As soon as we realised that we complemented each other and that we're not the same—then it worked.
We got the site of our restaurant in February and the deadline for us to be open was the end of August. We didn't know if we were going to make it but actually we opened two months before that. We were emailing people hundreds of times and ringing them a hundred times. We only got there by constantly chasing and keeping on top of people, which is mostly down to Jeremy.

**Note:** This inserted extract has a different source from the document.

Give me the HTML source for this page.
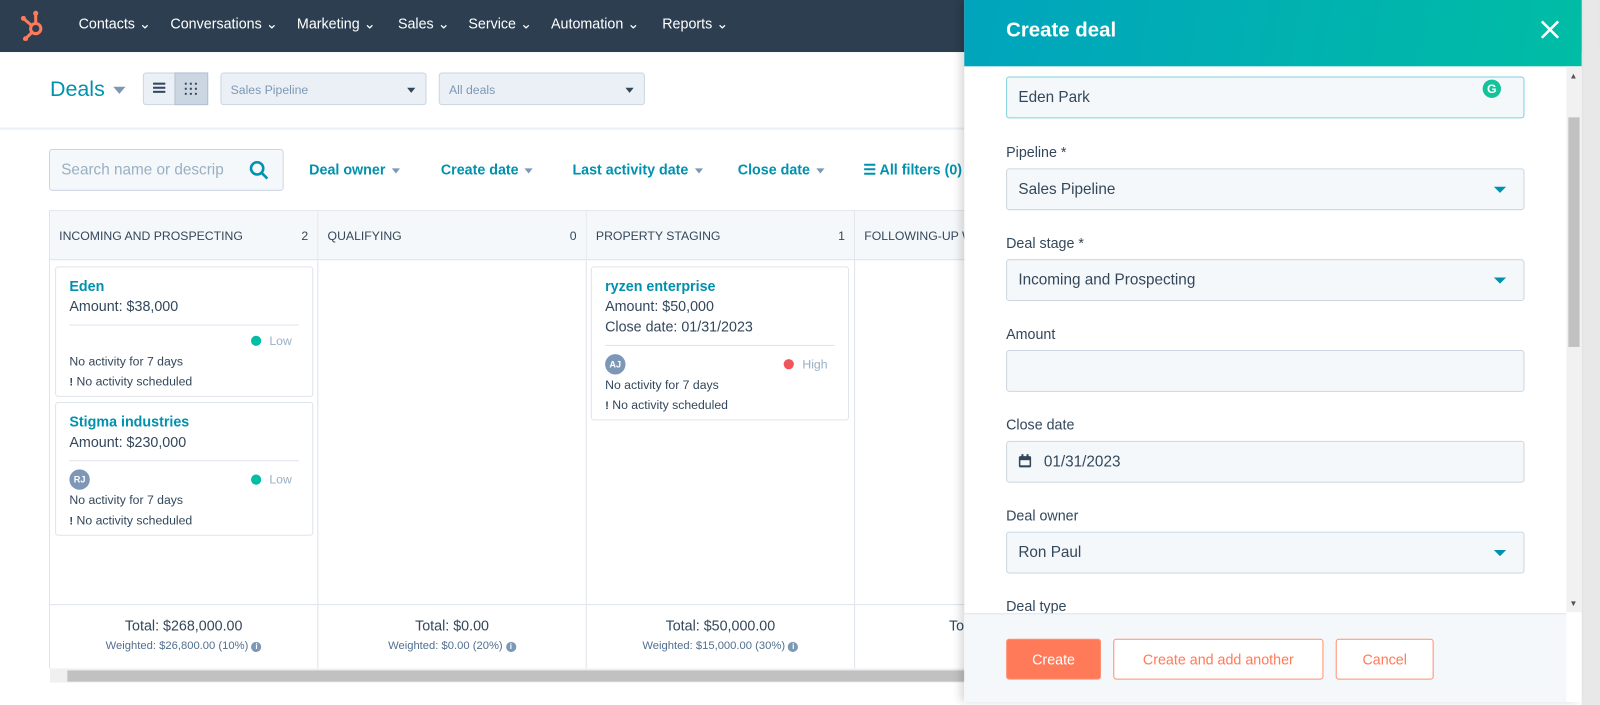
<!DOCTYPE html><html><head><style>
*{box-sizing:border-box;margin:0;padding:0}
body{width:1600px;height:705px;overflow:hidden;position:relative;background:#fff;font-family:"Liberation Sans",sans-serif;color:#33475b}
#w{position:absolute;left:0;top:0;width:1568px;height:691px;transform:scale(1.0204);transform-origin:0 0}
.a{position:absolute}
.nav{left:0;top:0;width:1568px;height:51px;background:#2d3e50}
.nav span{position:absolute;top:15px;color:#fff;font-size:14px}
.sel{background:#eaf0f6;border:1px solid #cbd6e2;border-radius:3px;font-size:12px;color:#7c98b6;padding:9px 9px}
.f{color:#0091ae;font-size:14px;font-weight:bold;top:158px;white-space:nowrap}
.tri{display:inline-block;width:0;height:0;border-left:4px solid transparent;border-right:4px solid transparent;border-top:5px solid #7c98b6;vertical-align:middle;margin-left:6px}
.col{top:207px;height:448px;border-left:1px solid #dfe3eb;width:263px}
.ch{top:207px;height:48px;background:#f5f8fa;border-bottom:1px solid #dfe3eb;font-size:12px;padding:17px 9px;color:#33475b;white-space:nowrap;overflow:hidden}
.card{border:1px solid #dfe3eb;border-radius:3px;background:#fff;padding:8px 13px;font-size:14px;line-height:20px}
.card b{color:#0091ae;font-size:14px}
.card .s{font-size:12px;line-height:15px}
.card hr{border:0;border-top:1px solid #dfe3eb;margin:8px 0}
.dot{display:inline-block;width:10px;height:10px;border-radius:50%;margin-right:8px;vertical-align:-1px}
.tot{top:592px;height:63px;border-top:1px solid #dfe3eb;text-align:center;font-size:14px;padding-top:12px}
.tot div{font-size:11px;color:#516f90;margin-top:6px}
.i{display:inline-block;width:10px;height:10px;border-radius:50%;background:#7c98b6;color:#fff;font-size:8px;line-height:10px;text-align:center;font-weight:bold}
.av{display:inline-block;width:20px;height:20px;border-radius:50%;background:#7c98b6;color:#fff;font-size:9px;line-height:20px;text-align:center;font-weight:bold}
.lbl{left:986px;font-size:14px;color:#33475b}
.inp{left:986px;width:508px;height:41px;background:#f5f8fa;border:1px solid #cbd6e2;border-radius:3px;font-size:15px;padding:11px 11px;color:#33475b}
.dd::after{content:"";position:absolute;right:17px;top:17px;border-left:6px solid transparent;border-right:6px solid transparent;border-top:6px solid #0091ae}
.btn{top:626px;height:40px;border:1px solid #ff8f73;border-radius:3px;font-size:14px;color:#ff7a59;text-align:center;line-height:38px;background:#fff}
</style></head><body><div id="w">
<div class="a nav">
<svg class="a" style="left:20px;top:10px" width="26" height="30" viewBox="0 0 26 30"><g fill="none" stroke="#ff7a59" stroke-width="3"><circle cx="15" cy="18" r="5"/><line x1="15" y1="13" x2="15" y2="4"/><line x1="11" y1="15" x2="4" y2="9"/><line x1="11" y1="22" x2="6" y2="27"/></g><circle cx="15" cy="3" r="2.5" fill="#ff7a59"/><circle cx="3" cy="8" r="2.5" fill="#ff7a59"/><circle cx="5" cy="28" r="2.5" fill="#ff7a59"/></svg>
<span style="left:77px">Contacts ⌄</span><span style="left:167px">Conversations ⌄</span><span style="left:291px">Marketing ⌄</span><span style="left:390px">Sales ⌄</span><span style="left:459px">Service ⌄</span><span style="left:540px">Automation ⌄</span><span style="left:649px">Reports ⌄</span>
</div>
<div class="a" style="left:49px;top:76px;font-size:21px;color:#0091ae">Deals <span class="tri" style="border-left-width:6px;border-right-width:6px;border-top-width:7px;margin-left:2px"></span></div>
<div class="a" style="left:140px;top:71px;width:64px;height:32px;border:1px solid #cbd6e2;border-radius:3px;background:#eaf0f6"></div>
<div class="a" style="left:171px;top:71px;width:33px;height:32px;background:#cbd6e2;border:1px solid #b0c1d4"></div>
<div class="a" style="left:150px;top:81px;width:12px;height:2px;background:#33475b;box-shadow:0 4px #33475b,0 8px #33475b"></div>
<svg class="a" style="left:181px;top:81px" width="12" height="12"><g fill="#33475b"><rect x="0" y="0" width="2" height="2"/><rect x="5" y="0" width="2" height="2"/><rect x="10" y="0" width="2" height="2"/><rect x="0" y="5" width="2" height="2"/><rect x="5" y="5" width="2" height="2"/><rect x="10" y="5" width="2" height="2"/><rect x="0" y="10" width="2" height="2"/><rect x="5" y="10" width="2" height="2"/><rect x="10" y="10" width="2" height="2"/></g></svg>
<div class="a sel" style="left:216px;top:71px;width:202px;height:32px">Sales Pipeline<span class="tri a" style="right:10px;top:14px;border-top-color:#33475b"></span></div>
<div class="a sel" style="left:430px;top:71px;width:202px;height:32px">All deals<span class="tri a" style="right:10px;top:14px;border-top-color:#33475b"></span></div>
<div class="a" style="left:0;top:125px;width:945px;height:2px;background:#eaf0f6"></div>
<div class="a" style="left:48px;top:146px;width:230px;height:41px;border:1px solid #cbd6e2;border-radius:3px;background:#f5f8fa;font-size:15px;color:#99afc4;padding:11px 11px;white-space:nowrap;overflow:hidden">Search name or descrip</div>
<svg class="a" style="left:244px;top:157px" width="20" height="20"><circle cx="8" cy="8" r="6" fill="none" stroke="#0091ae" stroke-width="2.5"/><line x1="12.5" y1="12.5" x2="18" y2="18" stroke="#0091ae" stroke-width="2.5"/></svg>
<div class="a f" style="left:303px">Deal owner<span class="tri"></span></div>
<div class="a f" style="left:432px">Create date<span class="tri"></span></div>
<div class="a f" style="left:561px">Last activity date<span class="tri"></span></div>
<div class="a f" style="left:723px">Close date<span class="tri"></span></div>
<div class="a f" style="left:846px">☰ All filters (0)</div>
<div class="a" style="left:48px;top:206px;width:900px;height:1px;background:#dfe3eb"></div>
<div class="a col" style="left:48px"></div><div class="a col" style="left:311px"></div><div class="a col" style="left:574px"></div><div class="a col" style="left:837px"></div>
<div class="a ch" style="left:49px;width:262px">INCOMING AND PROSPECTING<span style="float:right">2</span></div>
<div class="a ch" style="left:312px;width:262px">QUALIFYING<span style="float:right">0</span></div>
<div class="a ch" style="left:575px;width:262px">PROPERTY STAGING<span style="float:right">1</span></div>
<div class="a ch" style="left:838px;width:110px">FOLLOWING-UP W</div>
<div class="a card" style="left:54px;top:261px;width:253px;height:128px"><b>Eden</b><br>Amount: $38,000<hr><div class="s" style="text-align:right;color:#99afc4;padding-right:7px"><span class="dot" style="background:#00bda5"></span>Low</div><div class="s" style="margin-top:5px">No activity for 7 days</div><div class="s" style="margin-top:5px"><b style="color:#33475b;font-size:11px">!</b> No activity scheduled</div></div>
<div class="a card" style="left:54px;top:394px;width:253px;height:131px"><b>Stigma industries</b><br>Amount: $230,000<hr><div class="s" style="color:#99afc4;padding-right:7px"><span class="av">RJ</span><span style="float:right;margin-top:3px"><span class="dot" style="background:#00bda5"></span>Low</span></div><div class="s" style="margin-top:3px">No activity for 7 days</div><div class="s" style="margin-top:5px"><b style="color:#33475b;font-size:11px">!</b> No activity scheduled</div></div>
<div class="a card" style="left:579px;top:261px;width:253px;height:151px"><b>ryzen enterprise</b><br>Amount: $50,000<br>Close date: 01/31/2023<hr><div class="s" style="color:#99afc4;padding-right:7px"><span class="av">AJ</span><span style="float:right;margin-top:3px"><span class="dot" style="background:#f2545b"></span>High</span></div><div class="s" style="margin-top:3px">No activity for 7 days</div><div class="s" style="margin-top:5px"><b style="color:#33475b;font-size:11px">!</b> No activity scheduled</div></div>
<div class="a tot" style="left:49px;width:262px">Total: $268,000.00<div>Weighted: $26,800.00 (10%) <span class="i">i</span></div></div>
<div class="a tot" style="left:312px;width:262px">Total: $0.00<div>Weighted: $0.00 (20%) <span class="i">i</span></div></div>
<div class="a tot" style="left:575px;width:262px">Total: $50,000.00<div>Weighted: $15,000.00 (30%) <span class="i">i</span></div></div>
<div class="a tot" style="left:838px;width:110px;text-align:left;padding-left:92px">To</div>
<div class="a" style="left:49px;top:655px;width:900px;height:14px;background:#f0f0f0"></div>
<div class="a" style="left:66px;top:657px;width:880px;height:11px;background:#c1c1c1"></div>
<div class="a" style="left:1550px;top:0;width:18px;height:691px;background:#e8e8e8"></div>
<div class="a" style="left:945px;top:0;width:605px;height:688px;background:#fff;box-shadow:-4px 0 8px rgba(0,0,0,.15)"></div>
<div class="a" style="left:945px;top:0;width:605px;height:65px;background:linear-gradient(100deg,#00a4bd,#00bda5)"></div>
<div class="a" style="left:986px;top:19px;font-size:20px;color:#fff;font-weight:bold">Create deal</div>
<svg class="a" style="left:1510px;top:20px" width="18" height="18"><path d="M1 1L17 17M17 1L1 17" stroke="#fff" stroke-width="2.5"/></svg>
<div class="a" style="left:1535px;top:65px;width:15px;height:535px;background:#f1f1f1"></div>
<div class="a" style="left:1537px;top:115px;width:11px;height:225px;background:#c1c1c1"></div>
<div class="a" style="left:1538px;top:70px;font-size:8px;color:#555">▲</div>
<div class="a" style="left:1538px;top:587px;font-size:8px;color:#555">▼</div>
<div class="a inp" style="top:75px;border-color:#7fd1de">Eden Park</div>
<div class="a" style="left:1453px;top:78px;width:18px;height:18px;border-radius:50%;background:#15c39a;color:#fff;font-size:12px;font-weight:bold;text-align:center;line-height:18px">G</div>
<div class="a lbl" style="top:141px">Pipeline *</div>
<div class="a inp dd" style="top:165px">Sales Pipeline</div>
<div class="a lbl" style="top:230px">Deal stage *</div>
<div class="a inp dd" style="top:254px">Incoming and Prospecting</div>
<div class="a lbl" style="top:319px">Amount</div>
<div class="a inp" style="top:343px"></div>
<div class="a lbl" style="top:408px">Close date</div>
<div class="a inp" style="top:432px;padding-left:36px">01/31/2023</div>
<svg class="a" style="left:998px;top:445px" width="13" height="14"><rect x="0.5" y="2" width="12" height="11" rx="1.5" fill="#33475b"/><rect x="2" y="6" width="9" height="5" fill="#f5f8fa"/><rect x="3" y="0" width="2" height="3" fill="#33475b"/><rect x="8" y="0" width="2" height="3" fill="#33475b"/></svg>
<div class="a lbl" style="top:497px">Deal owner</div>
<div class="a inp dd" style="top:521px">Ron Paul</div>
<div class="a lbl" style="top:586px">Deal type</div>
<div class="a" style="left:945px;top:601px;width:590px;height:87px;background:#f5f8fa;border-top:1px solid #dfe3eb"></div>
<div class="a btn" style="left:986px;width:93px;background:#ff7a59;color:#fff">Create</div>
<div class="a btn" style="left:1091px;width:206px">Create and add another</div>
<div class="a btn" style="left:1309px;width:96px">Cancel</div>
</div></body></html>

I'm the person who has to manage the artist, which is Jeremy, and manage him so that he doesn't piss anyone else off. As soon as we realised that we complemented each other and that we're not the same—then it worked. I think if we were the same, it wouldn't work at all. We'd just drive each other crazy. It helps that we both have an open-minded approach. If we disagree about something to something, it's not because one of us is being difficult, there's usually a reason behind it. And once the other person sees the reasoning, it's fine.
When we were developing dishes in my flat, it also helped that we came at the food from different perspectives. I grew up in Lagos, Nigeria but Jeremy isn't from West Africa so he can look at the food and flavours as an outsider, and see how to best optimise this dish. I recognise those flavours and dishes as things I liked and enjoyed while I was growing up but he can take an ingredient and do something completely different with it. He doesn't have that perception of what something should be.
People don't see West African dishes as flavours or food that can be explored at the level that we're doing it, at such a gastronomical level. We get a lot of West Africans coming in and sometimes they miss out on what's happening. They're too closed into what they expect the food to be like to open up and take it for what it is, rather than constantly compare it to what they've tried at home.
Take our plantain dish, for example. Plantain is normally chopped up and fried with a bit of salt. But we've flipped it on its head. First of all, it doesn't look like it usually does because we cover it in flour, fry it, and then sprinkle it with raspberry dust. People are just used to the sweetness of the plantain but we've added tartness. We serve it with a Scotch bonnet mayonnaise, which is fiery. People expect the plantain to be what's hot because of the pink dust and the mayonnaise to be cooling, but it's the other way round.
It's just about showing that you can get different sensations and flavours from a dish that's known to be traditionally cooked in one particular way. It's trying to break perceptions.
The initial concept I asked Jeremy to draft a menu for was actually for a West African restaurant that was a totally different concept to what Ikoyi is now. It was more playful and simple—more of a Nando's—because I'm not a chef and it wasn't a chef-based concept. But working with Jeremy has meant that Ikoyi is a fusion of both of our ideas.
Iré Hassan-Odukale is the co-founder of Ikoyi, a recently opened contemporary West African restaurant in Central London. He runs the restaurant with head chef and friend Jeremy Chan.